FIG. 1 shows an example deployment of a WLAN 100. The distribution system 110 includes a first distribution system switch DS 1 112, a second distribution system switch DS2 114, and a distribution system backbone 116 connecting the first distribution system switch DS1 112 and the second distribution system switch DS2 114. A first extended service set network ESS 1120 includes the first distribution system switch DS1 112, access point APIA 122, access point APIB 124, access point APIC 126, and station 128. Access point APIA 122, access point APIB 124, and access point AP1C 126 are connected to the first distribution system switch DS 1 112 by wired links 172, 174, and 176, respectively. Station 128 and access point APIA 122 are connected via wireless link 192, and form a first basic service set network BSS1 140. A second extended service set network ESS2 130 includes the second distribution system switch DS2 114, access point AP2A 132, access point AP2B 134, access point AP2C 136, and station 138. Access point AP2A 132, access point AP2B 134, and access point AP2C 136 are connected to the second distribution system switch DS2 114 by wired links 182, 184, and 186, respectively.
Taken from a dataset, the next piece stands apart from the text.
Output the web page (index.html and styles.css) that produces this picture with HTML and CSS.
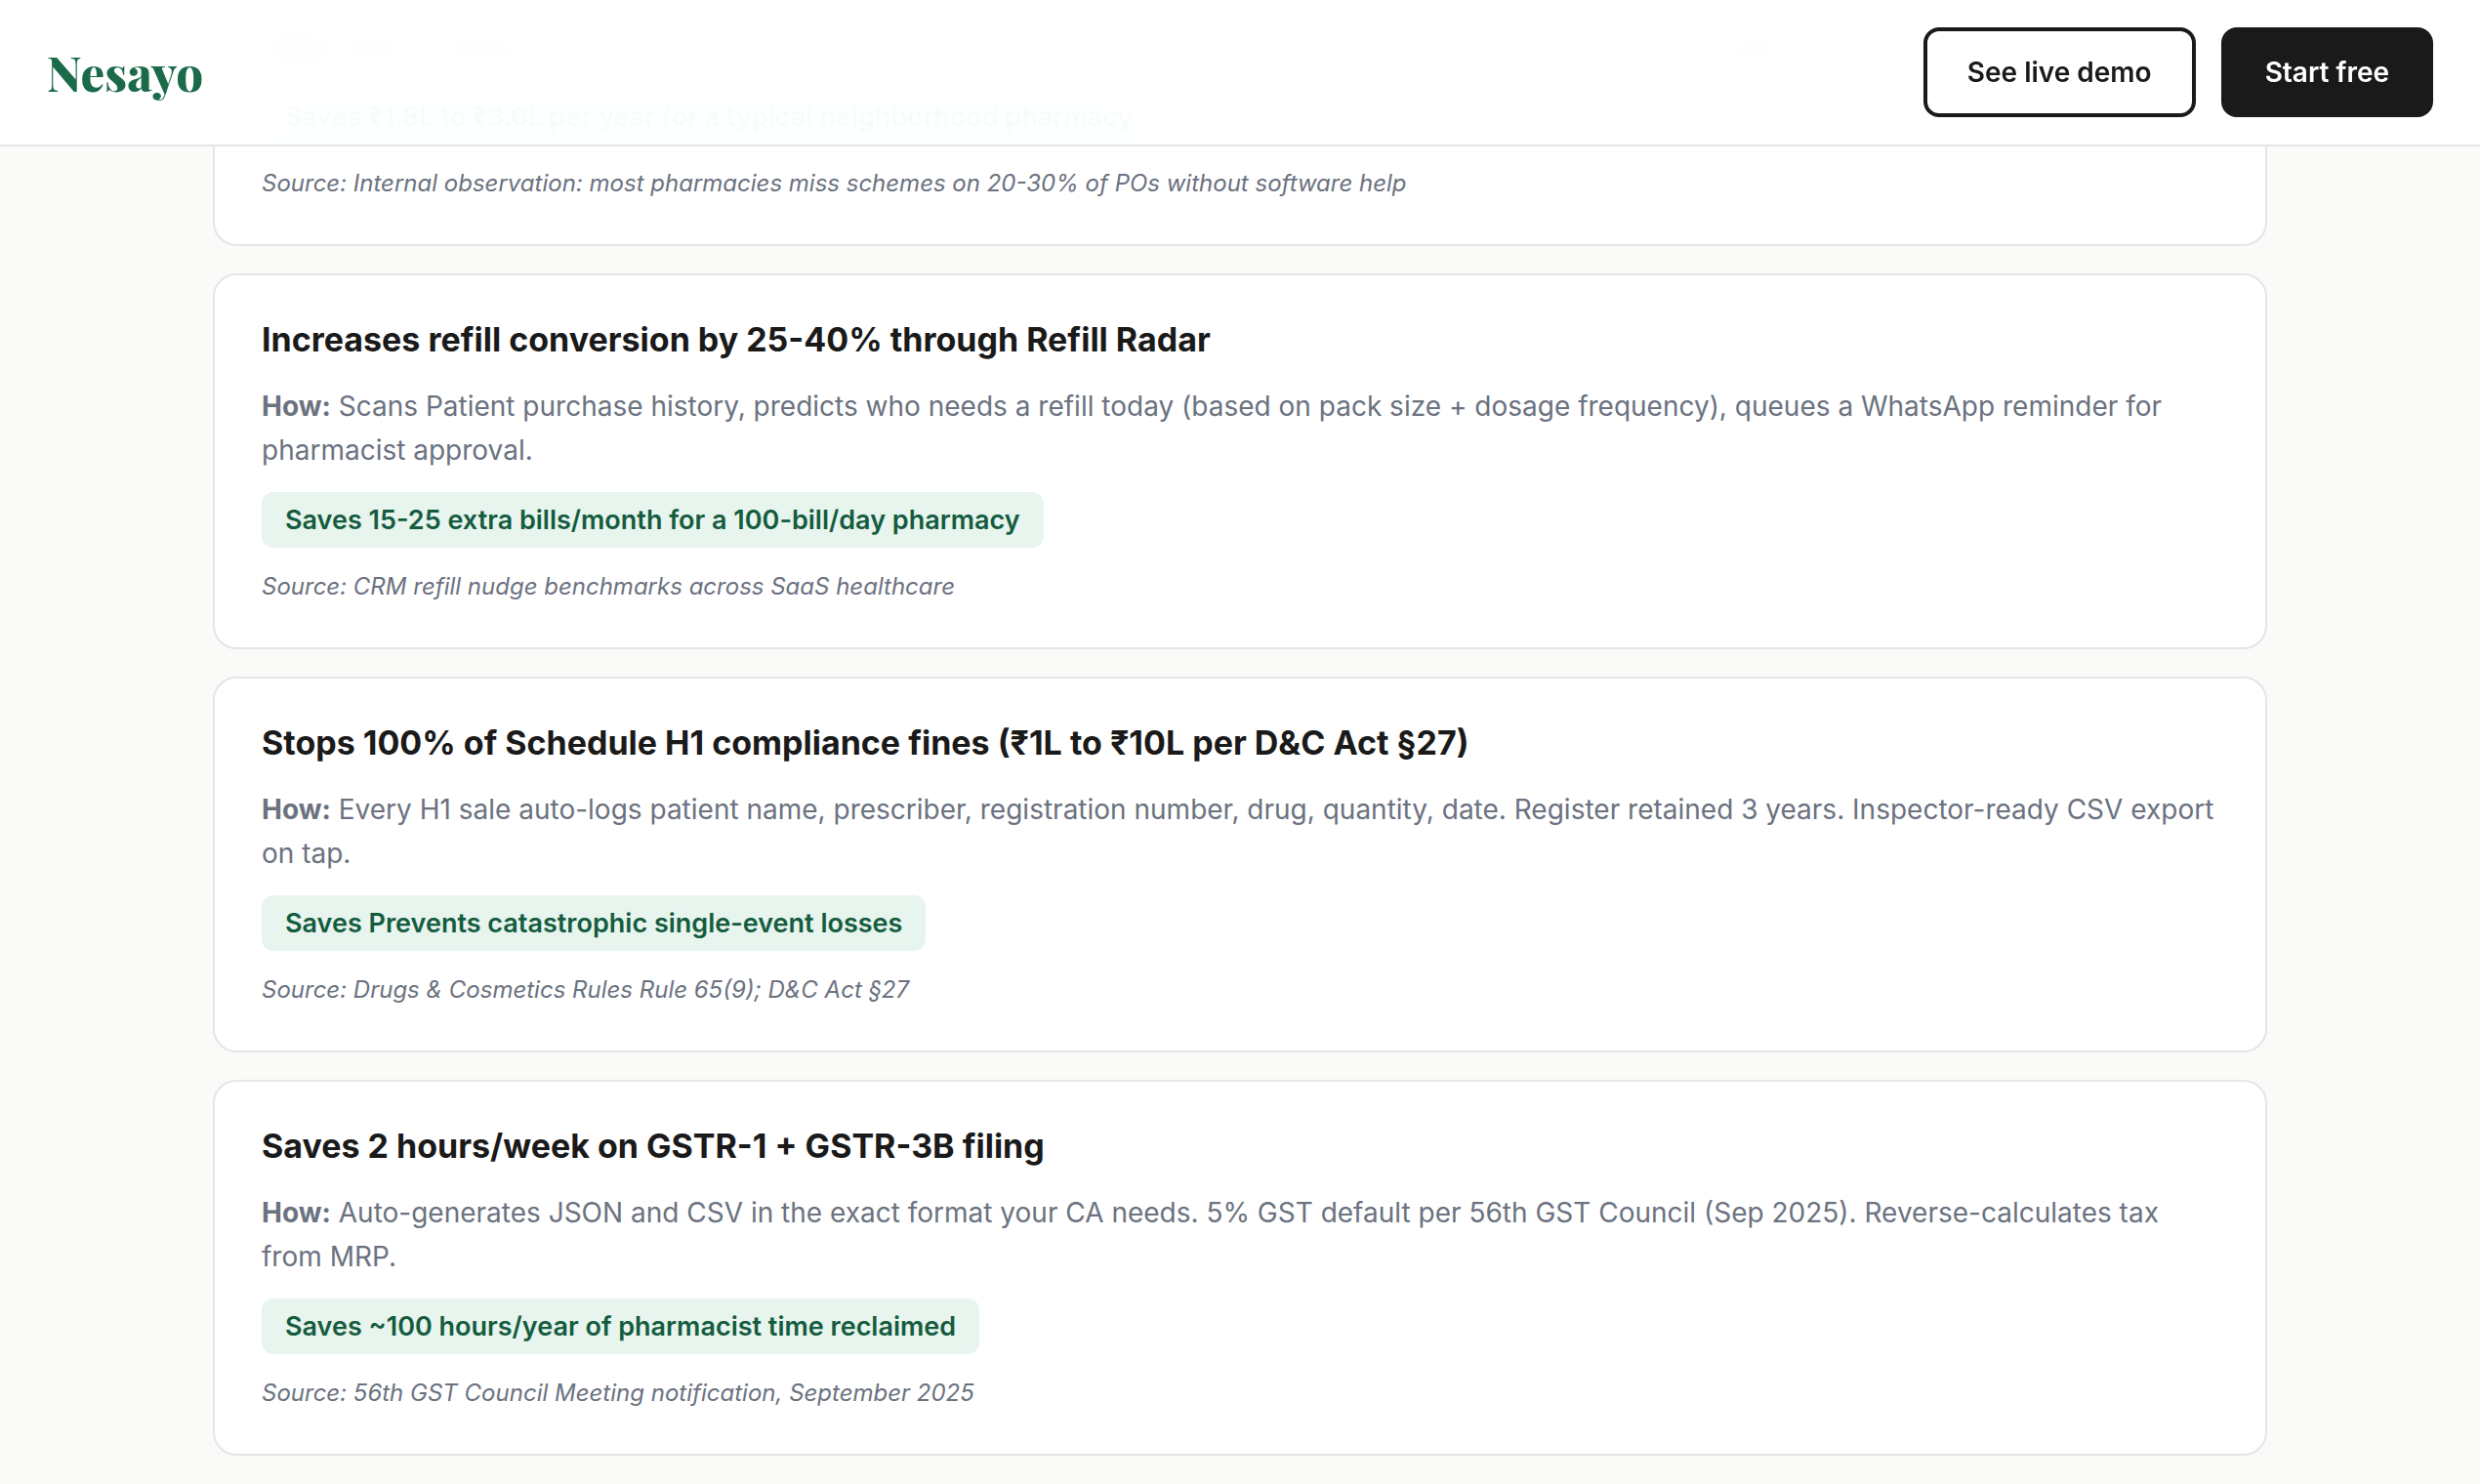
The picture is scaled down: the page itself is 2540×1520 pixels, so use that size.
FILE: index.html
```html
<!DOCTYPE html>
<html lang="en">
<head>
<meta charset="utf-8">
<meta name="viewport" content="width=device-width, initial-scale=1">
<title>Nesayo</title>
<link rel="stylesheet" href="styles.css">
</head>
<body>
<header class="site-header">
  <a class="logo" href="#">Nesayo</a>
  <nav class="actions">
    <button class="button button-outline" type="button">See live demo</button>
    <button class="button button-solid" type="button">Start free</button>
  </nav>
</header>
<main class="claims">
  <article class="card">
    <p class="card-how"><strong>How:</strong> Reads distributor schemes on every purchase order and invoice, then alerts the pharmacist before a free quantity or discount is missed.</p>
    <p class="chip"><span class="chip-faded">Saves ₹1.8L to ₹3.6L per year for a typical neighborhood pharmacy</span></p>
    <p class="card-source">Source: Internal observation: most pharmacies miss schemes on 20-30% of POs without software help</p>
  </article>
  <article class="card">
    <h3 class="card-title">Increases refill conversion by 25-40% through Refill Radar</h3>
    <p class="card-how"><strong>How:</strong> Scans Patient purchase history, predicts who needs a refill today (based on pack size + dosage frequency), queues a WhatsApp reminder for pharmacist approval.</p>
    <p class="chip">Saves 15-25 extra bills/month for a 100-bill/day pharmacy</p>
    <p class="card-source">Source: CRM refill nudge benchmarks across SaaS healthcare</p>
  </article>
  <article class="card">
    <h3 class="card-title">Stops 100% of Schedule H1 compliance fines (₹1L to ₹10L per D&amp;C Act §27)</h3>
    <p class="card-how"><strong>How:</strong> Every H1 sale auto-logs patient name, prescriber, registration number, drug, quantity, date. Register retained 3 years. Inspector-ready CSV export on tap.</p>
    <p class="chip">Saves Prevents catastrophic single-event losses</p>
    <p class="card-source">Source: Drugs &amp; Cosmetics Rules Rule 65(9); D&amp;C Act §27</p>
  </article>
  <article class="card">
    <h3 class="card-title">Saves 2 hours/week on GSTR-1 + GSTR-3B filing</h3>
    <p class="card-how"><strong>How:</strong> Auto-generates JSON and CSV in the exact format your CA needs. 5% GST default per 56th GST Council (Sep 2025). Reverse-calculates tax from MRP.</p>
    <p class="chip">Saves ~100 hours/year of pharmacist time reclaimed</p>
    <p class="card-source">Source: 56th GST Council Meeting notification, September 2025</p>
  </article>
</main>
</body>
</html>
```
FILE: styles.css
```css
* { box-sizing: border-box; }

body {
  margin: 0;
  background: #fafaf8;
  color: #1a1a1a;
  font-family: Inter, "Liberation Sans", sans-serif;
  font-size: 28px;
  line-height: 45px;
}

h3, p { margin: 0; }

.site-header {
  position: sticky;
  top: 0;
  z-index: 10;
  display: flex;
  align-items: center;
  justify-content: space-between;
  padding: 28px 48px;
  background: rgba(255, 255, 255, 0.95);
  backdrop-filter: blur(20px);
  border-bottom: 2px solid #e5e5e5;
}

.logo {
  color: #1b6b4a;
  font-family: "Playfair Display", "Liberation Serif", serif;
  font-size: 49px;
  font-weight: 800;
  line-height: 60px;
  text-decoration: none;
}

.actions { display: flex; gap: 26px; }

.button {
  padding: 20px 41px;
  border: 4px solid #1a1a1a;
  border-radius: 16px;
  font: 600 28px/44px Inter, "Liberation Sans", sans-serif;
}
.button-outline { background: transparent; color: #1a1a1a; }
.button-solid { background: #1a1a1a; color: #fff; }

/* The list continues from under the translucent header. */
.claims {
  display: flex;
  flex-direction: column;
  gap: 28px;
  max-width: 2200px;
  margin: -168px auto 0;
  padding: 0 48px 28px;
}

.card {
  padding: 42px 48px 43px;
  background: #fff;
  border: 2px solid #e5e5e5;
  border-radius: 24px;
}

.card-title {
  margin-bottom: 22px;
  font-size: 34px;
  font-weight: 700;
  line-height: 48px;
}

.card-how { margin-bottom: 20px; color: #6b7280; }

.chip {
  width: fit-content;
  margin-bottom: 21px;
  padding: 7px 24px;
  background: #e8f4ee;
  border-radius: 12px;
  color: #145c3e;
  font-size: 27px;
  font-weight: 600;
  line-height: 43px;
}

/* Shows faintly through the header. */
.chip-faded {
  position: relative;
  z-index: 11;
  opacity: 0.02;
}

.card-source {
  color: #6b7280;
  font-size: 24px;
  font-style: italic;
  line-height: 38px;
}
```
Station 138 and access point AP2B 134 are connected via wireless link 194, and form a second basic service set network BSS2 150. Station 160 is in process of being handed off between access point APIC 126 of the first extended service set network ESS1 120 and access point AP2A 132 of the second extended service set network ESS2 130, and thereby is associated with two wireless links 196 and 198 to access point APIC 126 and access point AP2A 132, respectively.

FIG. 2 shows an example of a method for managing a WLAN. In 210, floor plan data about a site for the WLAN are received. The floor plan data has objects which can be associated with radio frequency attenuation factors. For example, walls, windows, doors, and cubicles absorb RF signals. Different materials have different attenuation factors. The attenuation factors can depend also on a technology standard of the WLAN, such as 802.11a or 802.11b. The floor plan data can be imported and/or manually drawn via computer. Examples of file types which can be imported are: AutoCAD drawings (DWG), Drawing Interchange Format (DXF), Graphics Interchange Format (GIF), and/or Joint Photographic Experts Group (JPEG). CAD drawings, such as DWG and DXF, can have advantages such as appropriately scaled, dimensionally accurate, floor plan data; vector graphics based drawings, and/or drawing objects grouped together and/or organized by layers, enabling the display and/or manipulation of similar objects such as walls, doors, and/or windows.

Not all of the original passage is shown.